• **What the task requires**
Report how many lines hold the word "table"; answer with the number alone.

• **Data for the task**
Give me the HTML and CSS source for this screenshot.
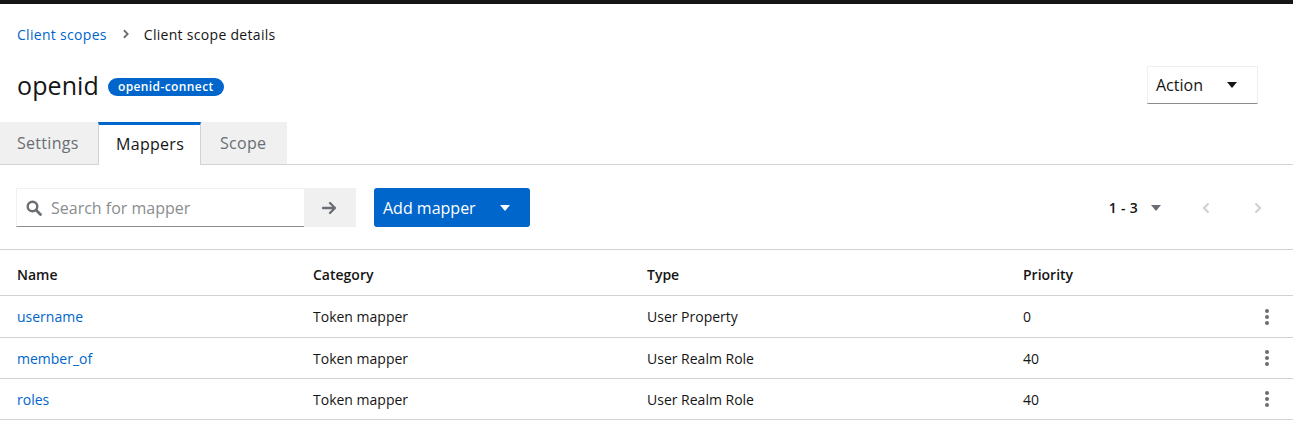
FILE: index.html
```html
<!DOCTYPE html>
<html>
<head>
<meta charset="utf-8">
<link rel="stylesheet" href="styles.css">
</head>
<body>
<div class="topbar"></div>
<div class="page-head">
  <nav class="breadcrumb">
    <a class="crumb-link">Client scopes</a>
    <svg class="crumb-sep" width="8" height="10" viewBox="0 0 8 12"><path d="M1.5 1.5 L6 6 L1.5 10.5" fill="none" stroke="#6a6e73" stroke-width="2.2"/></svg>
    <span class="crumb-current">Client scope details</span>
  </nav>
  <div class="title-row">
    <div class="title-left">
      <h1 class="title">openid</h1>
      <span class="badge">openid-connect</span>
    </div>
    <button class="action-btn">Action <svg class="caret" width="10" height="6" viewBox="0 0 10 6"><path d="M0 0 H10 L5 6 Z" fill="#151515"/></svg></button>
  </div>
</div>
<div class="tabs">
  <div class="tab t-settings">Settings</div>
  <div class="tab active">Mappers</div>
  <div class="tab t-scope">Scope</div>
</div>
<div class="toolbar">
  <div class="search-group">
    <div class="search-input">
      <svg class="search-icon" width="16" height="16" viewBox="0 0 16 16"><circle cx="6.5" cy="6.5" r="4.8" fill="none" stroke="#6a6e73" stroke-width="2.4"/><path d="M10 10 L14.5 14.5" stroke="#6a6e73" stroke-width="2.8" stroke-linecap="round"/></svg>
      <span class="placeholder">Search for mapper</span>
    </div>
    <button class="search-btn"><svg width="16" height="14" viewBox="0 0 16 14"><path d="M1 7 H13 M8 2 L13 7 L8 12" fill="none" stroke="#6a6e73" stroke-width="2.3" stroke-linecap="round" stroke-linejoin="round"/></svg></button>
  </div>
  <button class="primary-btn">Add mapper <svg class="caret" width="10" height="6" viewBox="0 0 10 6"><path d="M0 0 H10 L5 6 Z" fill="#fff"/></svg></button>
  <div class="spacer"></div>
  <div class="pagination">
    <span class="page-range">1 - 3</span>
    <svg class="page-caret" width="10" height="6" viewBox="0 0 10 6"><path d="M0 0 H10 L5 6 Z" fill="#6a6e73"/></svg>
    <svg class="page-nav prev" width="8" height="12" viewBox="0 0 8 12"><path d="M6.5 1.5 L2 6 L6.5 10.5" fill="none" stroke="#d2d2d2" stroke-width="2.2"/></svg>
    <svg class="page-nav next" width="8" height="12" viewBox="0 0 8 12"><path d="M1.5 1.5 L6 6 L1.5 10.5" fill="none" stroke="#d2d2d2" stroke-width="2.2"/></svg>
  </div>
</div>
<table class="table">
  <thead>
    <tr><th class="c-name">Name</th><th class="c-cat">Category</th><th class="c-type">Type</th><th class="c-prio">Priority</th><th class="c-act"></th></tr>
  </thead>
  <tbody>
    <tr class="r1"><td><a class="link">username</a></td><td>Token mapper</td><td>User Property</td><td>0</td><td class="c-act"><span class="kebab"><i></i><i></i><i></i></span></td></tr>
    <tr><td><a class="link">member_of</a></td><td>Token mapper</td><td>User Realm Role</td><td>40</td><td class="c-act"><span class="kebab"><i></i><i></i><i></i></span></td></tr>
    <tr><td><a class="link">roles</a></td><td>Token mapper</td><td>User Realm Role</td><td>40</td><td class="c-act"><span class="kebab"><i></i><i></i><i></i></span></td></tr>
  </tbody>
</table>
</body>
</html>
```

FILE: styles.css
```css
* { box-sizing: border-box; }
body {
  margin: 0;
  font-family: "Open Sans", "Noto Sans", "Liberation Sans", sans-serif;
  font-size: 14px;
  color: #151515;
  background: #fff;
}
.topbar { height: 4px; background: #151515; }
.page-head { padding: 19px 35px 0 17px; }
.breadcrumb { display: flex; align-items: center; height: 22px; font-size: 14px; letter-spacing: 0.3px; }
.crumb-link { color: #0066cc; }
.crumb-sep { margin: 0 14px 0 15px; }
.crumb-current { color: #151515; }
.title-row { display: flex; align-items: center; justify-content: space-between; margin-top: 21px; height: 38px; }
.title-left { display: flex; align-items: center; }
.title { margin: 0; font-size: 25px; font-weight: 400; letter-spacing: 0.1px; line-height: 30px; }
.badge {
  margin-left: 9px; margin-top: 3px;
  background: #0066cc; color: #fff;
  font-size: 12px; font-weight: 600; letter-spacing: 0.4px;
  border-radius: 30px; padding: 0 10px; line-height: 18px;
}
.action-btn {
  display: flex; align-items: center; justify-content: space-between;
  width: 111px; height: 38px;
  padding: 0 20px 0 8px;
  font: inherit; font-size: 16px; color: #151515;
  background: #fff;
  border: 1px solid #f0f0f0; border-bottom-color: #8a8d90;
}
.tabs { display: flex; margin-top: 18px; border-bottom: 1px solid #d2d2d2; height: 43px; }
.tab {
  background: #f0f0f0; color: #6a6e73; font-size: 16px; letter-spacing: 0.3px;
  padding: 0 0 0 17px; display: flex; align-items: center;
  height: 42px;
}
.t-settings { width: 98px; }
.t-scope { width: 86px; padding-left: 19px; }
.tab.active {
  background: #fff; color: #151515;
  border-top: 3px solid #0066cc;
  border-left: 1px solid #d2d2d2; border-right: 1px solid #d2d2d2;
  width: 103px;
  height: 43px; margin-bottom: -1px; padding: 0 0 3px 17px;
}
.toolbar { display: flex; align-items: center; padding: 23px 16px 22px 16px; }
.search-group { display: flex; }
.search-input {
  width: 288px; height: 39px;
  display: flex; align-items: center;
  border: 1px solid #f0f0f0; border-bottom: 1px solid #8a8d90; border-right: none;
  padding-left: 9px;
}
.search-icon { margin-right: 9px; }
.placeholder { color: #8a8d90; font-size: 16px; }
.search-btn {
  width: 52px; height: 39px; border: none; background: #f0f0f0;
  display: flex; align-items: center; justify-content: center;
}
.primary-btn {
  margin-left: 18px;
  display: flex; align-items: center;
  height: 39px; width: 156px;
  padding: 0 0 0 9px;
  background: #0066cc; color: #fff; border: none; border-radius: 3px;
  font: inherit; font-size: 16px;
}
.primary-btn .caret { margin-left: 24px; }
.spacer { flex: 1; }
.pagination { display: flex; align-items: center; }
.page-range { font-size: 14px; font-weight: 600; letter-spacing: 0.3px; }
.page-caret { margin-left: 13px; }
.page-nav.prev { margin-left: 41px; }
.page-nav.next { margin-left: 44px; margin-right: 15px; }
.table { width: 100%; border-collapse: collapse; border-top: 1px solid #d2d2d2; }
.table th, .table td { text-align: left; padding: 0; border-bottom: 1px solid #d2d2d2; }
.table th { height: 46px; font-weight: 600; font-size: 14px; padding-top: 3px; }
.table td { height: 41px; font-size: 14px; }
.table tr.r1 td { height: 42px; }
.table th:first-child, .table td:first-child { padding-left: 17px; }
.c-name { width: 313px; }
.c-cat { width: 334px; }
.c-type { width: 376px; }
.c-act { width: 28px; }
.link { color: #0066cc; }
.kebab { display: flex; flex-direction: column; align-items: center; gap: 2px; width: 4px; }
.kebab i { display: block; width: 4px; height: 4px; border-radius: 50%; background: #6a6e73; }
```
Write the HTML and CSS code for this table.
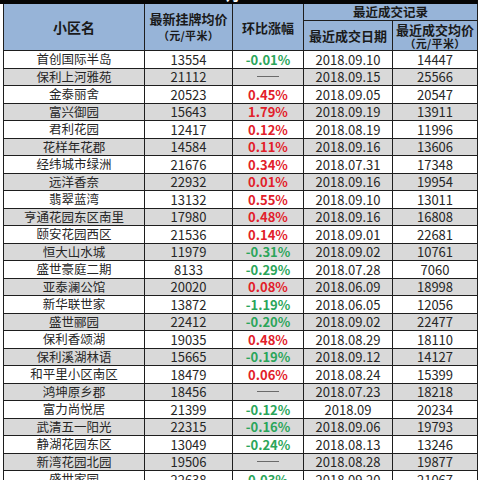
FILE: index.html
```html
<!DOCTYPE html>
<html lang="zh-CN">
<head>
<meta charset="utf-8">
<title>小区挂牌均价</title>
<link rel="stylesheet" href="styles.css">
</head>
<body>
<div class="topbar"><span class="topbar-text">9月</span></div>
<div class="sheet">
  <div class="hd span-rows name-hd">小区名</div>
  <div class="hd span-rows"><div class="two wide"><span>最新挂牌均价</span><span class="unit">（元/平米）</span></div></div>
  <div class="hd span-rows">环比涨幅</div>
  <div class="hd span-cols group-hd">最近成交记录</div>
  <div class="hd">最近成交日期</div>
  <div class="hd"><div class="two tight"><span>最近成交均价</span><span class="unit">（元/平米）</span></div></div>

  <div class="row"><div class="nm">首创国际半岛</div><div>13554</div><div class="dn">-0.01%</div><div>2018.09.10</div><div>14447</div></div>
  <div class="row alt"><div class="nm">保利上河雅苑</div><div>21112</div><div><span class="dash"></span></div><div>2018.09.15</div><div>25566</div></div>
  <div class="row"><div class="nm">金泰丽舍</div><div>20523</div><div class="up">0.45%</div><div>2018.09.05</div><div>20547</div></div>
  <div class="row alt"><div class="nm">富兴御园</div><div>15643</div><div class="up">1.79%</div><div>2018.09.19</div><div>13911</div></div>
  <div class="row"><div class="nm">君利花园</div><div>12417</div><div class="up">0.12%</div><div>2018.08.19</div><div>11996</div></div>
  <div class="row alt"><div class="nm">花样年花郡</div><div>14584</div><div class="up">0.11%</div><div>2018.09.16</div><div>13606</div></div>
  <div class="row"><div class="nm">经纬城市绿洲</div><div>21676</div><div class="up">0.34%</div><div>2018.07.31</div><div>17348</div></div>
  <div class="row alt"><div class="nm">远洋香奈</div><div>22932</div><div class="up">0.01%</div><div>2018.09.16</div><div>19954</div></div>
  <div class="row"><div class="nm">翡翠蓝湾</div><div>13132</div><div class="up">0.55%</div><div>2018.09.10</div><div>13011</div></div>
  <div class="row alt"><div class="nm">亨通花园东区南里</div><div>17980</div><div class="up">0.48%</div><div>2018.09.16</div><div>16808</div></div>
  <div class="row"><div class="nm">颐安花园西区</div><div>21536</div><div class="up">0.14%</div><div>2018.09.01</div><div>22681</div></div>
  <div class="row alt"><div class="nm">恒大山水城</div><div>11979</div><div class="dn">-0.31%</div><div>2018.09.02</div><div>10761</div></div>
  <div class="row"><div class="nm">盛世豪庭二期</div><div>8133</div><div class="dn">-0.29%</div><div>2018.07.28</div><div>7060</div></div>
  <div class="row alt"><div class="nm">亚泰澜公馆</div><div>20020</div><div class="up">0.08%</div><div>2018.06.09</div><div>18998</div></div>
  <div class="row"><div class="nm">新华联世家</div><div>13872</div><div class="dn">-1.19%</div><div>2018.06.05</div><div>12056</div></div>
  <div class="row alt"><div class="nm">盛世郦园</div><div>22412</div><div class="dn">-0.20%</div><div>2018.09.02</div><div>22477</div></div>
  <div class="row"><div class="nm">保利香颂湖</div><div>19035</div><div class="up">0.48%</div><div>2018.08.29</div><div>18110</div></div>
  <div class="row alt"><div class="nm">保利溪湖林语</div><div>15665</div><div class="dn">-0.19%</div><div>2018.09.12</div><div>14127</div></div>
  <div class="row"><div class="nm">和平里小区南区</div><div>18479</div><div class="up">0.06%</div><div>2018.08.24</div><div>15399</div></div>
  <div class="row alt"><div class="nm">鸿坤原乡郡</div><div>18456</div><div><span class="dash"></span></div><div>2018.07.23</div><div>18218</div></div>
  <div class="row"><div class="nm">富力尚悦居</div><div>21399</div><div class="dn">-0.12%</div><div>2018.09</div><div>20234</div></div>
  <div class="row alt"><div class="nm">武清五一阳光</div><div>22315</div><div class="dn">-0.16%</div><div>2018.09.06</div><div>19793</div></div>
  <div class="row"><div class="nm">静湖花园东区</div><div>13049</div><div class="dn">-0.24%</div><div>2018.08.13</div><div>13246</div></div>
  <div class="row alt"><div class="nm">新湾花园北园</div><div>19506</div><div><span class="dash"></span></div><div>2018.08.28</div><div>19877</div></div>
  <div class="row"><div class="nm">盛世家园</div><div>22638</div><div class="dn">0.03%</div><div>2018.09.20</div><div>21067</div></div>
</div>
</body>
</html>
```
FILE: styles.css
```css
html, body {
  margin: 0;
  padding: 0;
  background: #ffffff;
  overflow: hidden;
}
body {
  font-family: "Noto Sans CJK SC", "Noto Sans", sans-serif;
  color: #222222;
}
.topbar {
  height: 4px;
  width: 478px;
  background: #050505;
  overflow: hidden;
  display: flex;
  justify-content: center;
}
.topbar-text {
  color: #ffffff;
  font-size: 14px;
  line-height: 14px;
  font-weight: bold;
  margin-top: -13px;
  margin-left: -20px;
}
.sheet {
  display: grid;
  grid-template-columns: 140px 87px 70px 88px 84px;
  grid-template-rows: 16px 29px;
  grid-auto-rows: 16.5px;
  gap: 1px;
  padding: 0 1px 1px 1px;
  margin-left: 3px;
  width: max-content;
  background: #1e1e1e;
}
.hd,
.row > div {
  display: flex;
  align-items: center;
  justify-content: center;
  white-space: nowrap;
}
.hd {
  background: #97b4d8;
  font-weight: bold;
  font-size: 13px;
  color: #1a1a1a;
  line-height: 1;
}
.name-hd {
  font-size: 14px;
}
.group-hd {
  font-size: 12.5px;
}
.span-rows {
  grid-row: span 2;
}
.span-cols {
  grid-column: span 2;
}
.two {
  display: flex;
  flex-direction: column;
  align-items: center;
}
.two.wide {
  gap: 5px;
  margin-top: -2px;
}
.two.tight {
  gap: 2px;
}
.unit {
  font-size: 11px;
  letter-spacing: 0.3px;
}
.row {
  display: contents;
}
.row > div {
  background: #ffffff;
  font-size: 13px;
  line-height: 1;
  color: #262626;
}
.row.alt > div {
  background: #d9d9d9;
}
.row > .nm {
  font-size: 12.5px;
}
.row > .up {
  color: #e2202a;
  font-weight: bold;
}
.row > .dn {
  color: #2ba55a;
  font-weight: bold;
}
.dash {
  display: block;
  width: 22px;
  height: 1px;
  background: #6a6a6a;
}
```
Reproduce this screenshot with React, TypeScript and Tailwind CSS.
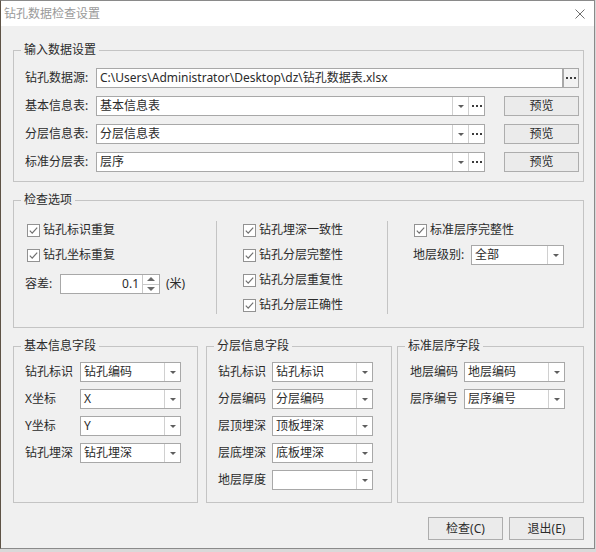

• **Task answer**
9